Commit 992d932
[SPARK-56167][PS] Align astype with pandas 3 default string behavior
### What changes were proposed in this pull request?
This PR updates a few pandas-on-Spark `astype` paths to match pandas 3 behavior for the default string dtype.
In pandas 3, `astype(str)` returns the default string dtype and preserves missing values instead of converting them to string literals such as `"NaN"` or `"<NA>"`. pandas-on-Spark still used the older behavior in a few localized conversion paths, including numeric, null, string, and boolean casts.
This PR makes three small changes in `python/pyspark/pandas/data_type_ops/`:
- update the shared string cast helper so `astype(str)` preserves missing values for pandas 3 string results
- align boolean-to-string casting with the same pandas 3 behavior, including the nullable metadata on the result field
- align string-to-bool casting for pandas 3 string-backed data with pandas' current `astype(bool)` result
### Why are the changes needed?
Without this change, several pandas-on-Spark `astype` tests fail with pandas 3 because some conversion paths still follow the older string-casting behavior.
The failures came from two related mismatches:
- `astype(str)` converted missing values into string literals instead of preserving them as missing values
- some follow-up casts from pandas 3 string-backed data did not match pandas' current behavior
This patch fixes those localized mismatches while keeping the pandas 2 behavior unchanged.

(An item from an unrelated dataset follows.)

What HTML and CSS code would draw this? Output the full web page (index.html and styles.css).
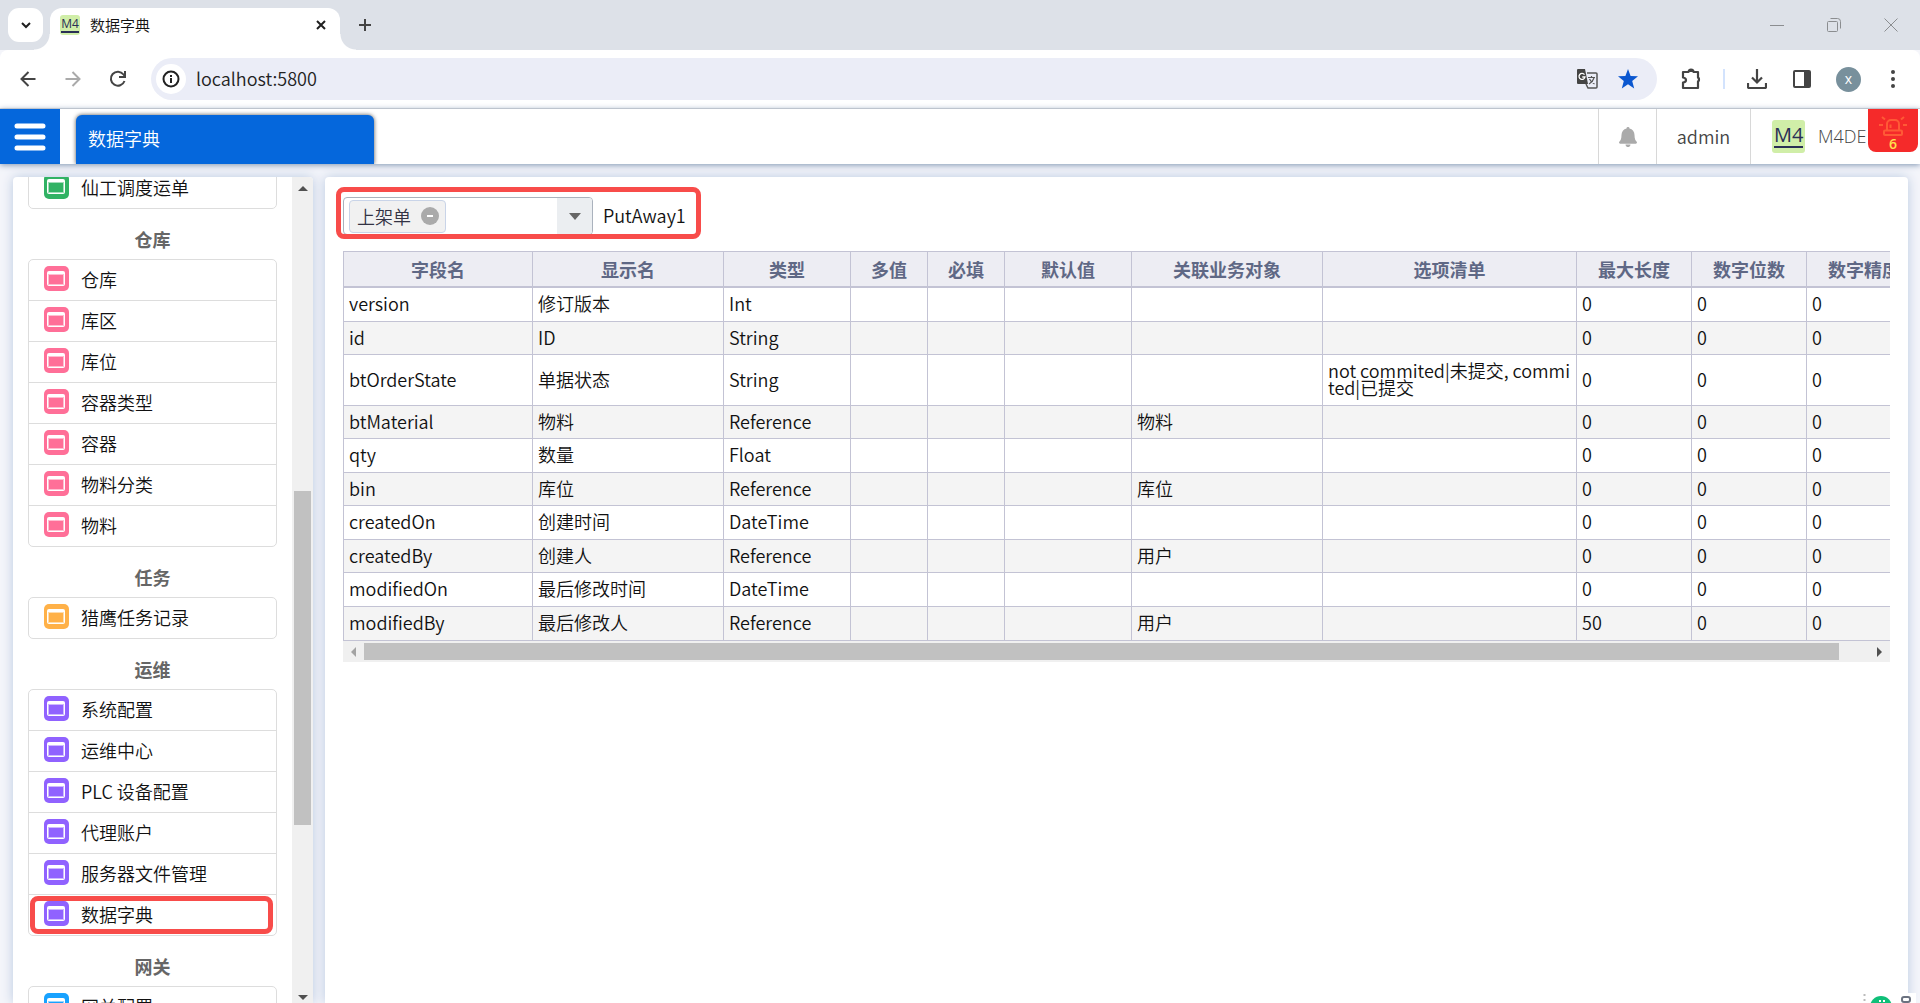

### Does this PR introduce _any_ user-facing change?
Yes.
For pandas 3 users, pandas-on-Spark `astype(str)` now preserves missing values in the affected paths instead of converting them to string literals. This also fixes related behavior for boolean and string-backed casts that depend on pandas 3's default string behavior.
### How was this patch tested?
The existing tests should pass.
### Was this patch authored or co-authored using generative AI tooling?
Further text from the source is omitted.